• Brief
Select from the data all lines with the word "this".

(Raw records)
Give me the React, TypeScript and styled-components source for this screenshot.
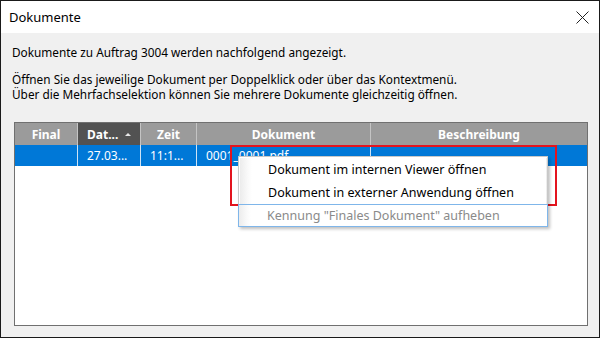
import React from "react";
import styled, { createGlobalStyle } from "styled-components";

const Global = createGlobalStyle`
  html, body { margin: 0; padding: 0; background: #f0f0f0; }
  body { font-family: "Noto Sans", "Segoe UI", sans-serif; }
  * { box-sizing: border-box; }
`;

const Window = styled.div`
  width: 600px;
  height: 338px;
  border: 1px solid #1a1a1a;
  display: flex;
  flex-direction: column;
  background: #f0f0f0;
  overflow: hidden;
`;

const TitleBar = styled.div`
  height: 32px;
  background: #ffffff;
  display: flex;
  align-items: center;
  justify-content: space-between;
  padding: 0 10px 0 8px;
`;

const Title = styled.span`
  font-size: 13px;
  color: #000;
`;

const CloseBtn = styled.div`
  width: 14px;
  height: 14px;
  display: flex;
  align-items: center;
  justify-content: center;
`;

const Body = styled.div`
  flex: 1;
  display: flex;
  flex-direction: column;
  padding: 12px 11px 11px 11px;
`;

const Para = styled.p`
  margin: 0 0 12px 0;
  font-size: 11.8px;
  line-height: 15px;
  color: #000;
`;

const Table = styled.div`
  margin: 8px 0 0 2px;
  flex: 1;
  border: 1px solid #707070;
  background: #fff;
  position: relative;
  display: flex;
  flex-direction: column;
`;

const cols = "63px 63px 56px 174px 216px";

const HeaderRow = styled.div`
  display: grid;
  grid-template-columns: ${cols};
  height: 22px;
  background: #9b9b9b;
`;

const HeaderCell = styled.div<{ $sorted?: boolean }>`
  background: ${(p) => (p.$sorted ? "#525252" : "#9b9b9b")};
  border-right: 1px solid #c4c4c4;
  color: #fff;
  font-weight: 700;
  font-size: 12px;
  display: flex;
  align-items: center;
  justify-content: ${(p) => (p.$sorted ? "flex-start" : "center")};
  padding-left: ${(p) => (p.$sorted ? "9px" : "0")};
  &:last-child { border-right: none; }
`;

const SortArrow = styled.span`
  margin-left: 7px;
  width: 0;
  height: 0;
  border-left: 3px solid transparent;
  border-right: 3px solid transparent;
  border-bottom: 3px solid #e8e8e8;
`;

const DataRow = styled.div`
  display: grid;
  grid-template-columns: ${cols};
  height: 21px;
  background: #0078d7;
`;

const DataCell = styled.div`
  border-right: 1px solid #cfe3f5;
  color: #fff;
  font-size: 12px;
  display: flex;
  align-items: center;
  padding-left: 9px;
  white-space: nowrap;
  overflow: hidden;
  &:last-child { border-right: none; }
`;

const Menu = styled.div`
  position: absolute;
  left: 223px;
  top: 33px;
  width: 310px;
  background: #fff;
  border: 1px solid #c8c8c8;
  box-shadow: 2px 2px 3px rgba(0, 0, 0, 0.25);
  padding-top: 1px;
`;

const MenuItem = styled.div<{ $disabled?: boolean }>`
  position: relative;
  height: 23px;
  display: flex;
  align-items: center;
  padding-left: 28px;
  font-size: 12.5px;
  color: ${(p) => (p.$disabled ? "#8a8a8a" : "#000")};
  border: 1px solid ${(p) => (p.$disabled ? "#7fb6ea" : "transparent")};
  margin: ${(p) => (p.$disabled ? "0 -1px -1px -1px" : "0")};
  background: linear-gradient(to right, #ececec 0px, #fafafa 8px, #fff 12px);
`;

const Highlight = styled.div`
  position: absolute;
  left: 215px;
  top: 22px;
  width: 327px;
  height: 61px;
  border: 2px solid #e3141e;
  pointer-events: none;
`;

const CloseIcon = () => (
  <svg width="13" height="13" viewBox="0 0 13 13">
    <path d="M0.5 0.5 L12.5 12.5 M12.5 0.5 L0.5 12.5" stroke="#222" strokeWidth="1" fill="none" />
  </svg>
);

export default function App() {
  return (
    <>
      <Global />
      <Window>
        <TitleBar>
          <Title>Dokumente</Title>
          <CloseBtn>
            <CloseIcon />
          </CloseBtn>
        </TitleBar>
        <Body>
          <Para>Dokumente zu Auftrag 3004 werden nachfolgend angezeigt.</Para>
          <Para>
            Öffnen Sie das jeweilige Dokument per Doppelklick oder über das Kontextmenü.
            <br />
            Über die Mehrfachselektion können Sie mehrere Dokumente gleichzeitig öffnen.
          </Para>
          <Table>
            <HeaderRow>
              <HeaderCell>Final</HeaderCell>
              <HeaderCell $sorted>
                Dat...
                <SortArrow />
              </HeaderCell>
              <HeaderCell>Zeit</HeaderCell>
              <HeaderCell>Dokument</HeaderCell>
              <HeaderCell>Beschreibung</HeaderCell>
            </HeaderRow>
            <DataRow>
              <DataCell />
              <DataCell>27.03...</DataCell>
              <DataCell>11:1...</DataCell>
              <DataCell>0001_0001.pdf</DataCell>
              <DataCell />
            </DataRow>
            <Highlight />
            <Menu>
              <MenuItem>Dokument im internen Viewer öffnen</MenuItem>
              <MenuItem>Dokument in externer Anwendung öffnen</MenuItem>
              <MenuItem $disabled>Kennung "Finales Dokument" aufheben</MenuItem>
            </Menu>
          </Table>
        </Body>
      </Window>
    </>
  );
}
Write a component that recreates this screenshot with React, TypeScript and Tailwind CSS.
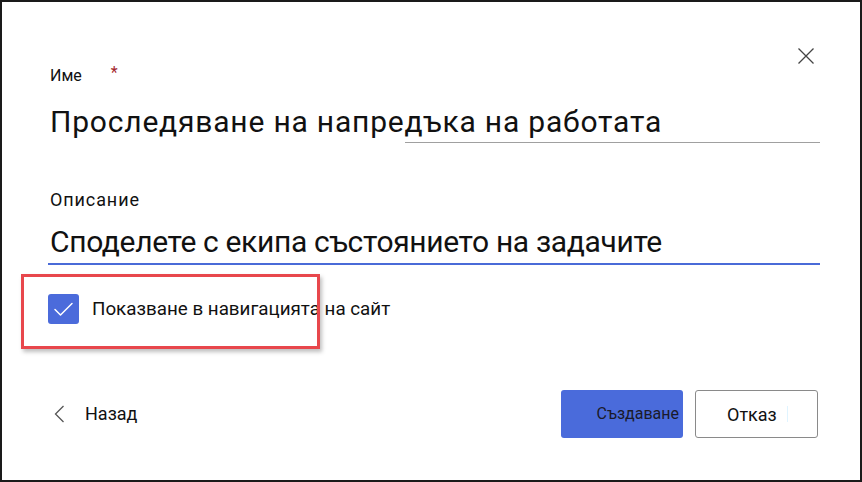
export default function App() {
  return (
    <div className="w-[862px] h-[482px] bg-white border-2 border-[#1a1a1a] relative overflow-hidden font-['Roboto','Noto_Sans',sans-serif] text-[#111]">
      {/* close */}
      <div className="flex justify-end pt-[46px] pr-[46px]">
        <button className="w-4 h-4 text-[#444]">
          <svg viewBox="0 0 16 16" className="w-4 h-4" fill="none" stroke="currentColor" strokeWidth={1.3}>
            <path d="M0.5 0.5L15.5 15.5M15.5 0.5L0.5 15.5" />
          </svg>
        </button>
      </div>

      <div className="pl-[46px] w-[818px]">
        {/* Name */}
        <div className="flex items-start mt-[2px] h-[20px] text-[16px] leading-[20px]">
          <span className="pl-[2px]">Име</span>
          <span className="ml-[29px] -mt-[3px] text-[#a4262c]">*</span>
        </div>
        <div className="mt-[18px] pl-[2px] text-[30px] leading-[36px] tracking-[0.8px] whitespace-nowrap">
          Проследяване на напредъка на работата
        </div>
        <div className="ml-[357px] h-px bg-[#a0a0a0] mt-[2px]" />

        {/* Description */}
        <div className="mt-[46px] pl-[2px] text-[18px] leading-[22px] tracking-[0.9px]">Описание</div>
        <div className="mt-[13px] pl-[2px] text-[30px] leading-[36px] tracking-[-0.35px] whitespace-nowrap">
          Споделете с екипа състоянието на задачите
        </div>
        <div className="h-[2px] bg-[#4a6bd8] mt-[3px]" />

        {/* Checkbox */}
        <div className="mt-[29px] flex items-center gap-[13px]">
          <div className="w-[31px] h-[30px] rounded-[3px] bg-[#4b6bdb] shrink-0">
            <svg viewBox="0 0 31 30" className="w-[31px] h-[30px]" fill="none" stroke="white" strokeWidth={1.5} strokeLinecap="round" strokeLinejoin="round">
              <path d="M7 15.5L12.5 21L24 9.5" />
            </svg>
          </div>
          <span className="text-[18.8px] leading-[24px] whitespace-nowrap">Показване в навигацията на сайт</span>
        </div>
      </div>

      {/* annotation box */}
      <div className="absolute left-[19px] top-[272px] w-[299px] h-[75px] border-[3px] border-[#e8474c] shadow-[2px_3px_4px_rgba(0,0,0,0.25)]" />

      {/* footer */}
      <div className="mt-[66px] pl-[51px] pr-[42px] flex items-center">
        <button className="flex items-center gap-[20px] text-[18px] leading-[24px]">
          <svg viewBox="0 0 12 18" className="w-[12px] h-[18px]" fill="none" stroke="#555" strokeWidth={1.3}>
            <path d="M10.5 1L2.5 9L10.5 17" />
          </svg>
          <span>Назад</span>
        </button>
        <div className="ml-auto flex gap-[12px]">
          <button className="w-[122px] h-[48px] rounded-[3px] bg-[#4a6bdb] text-[#1a1a2a] text-[16px] flex items-center justify-end pr-[4px]">
            Създаване
          </button>
          <button className="w-[123px] h-[48px] rounded-[3px] border border-[#8a8a8a] bg-white text-[18px] flex items-center pl-[31px]">
            Отказ
            <span className="ml-[10px] w-px h-[16px] bg-[#e0f4ff]" />
          </button>
        </div>
      </div>
    </div>
  );
}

• Output below
Give me the React, TypeScript and styled-components source for this screenshot.
Write a component that recreates this screenshot with React, TypeScript and Tailwind CSS.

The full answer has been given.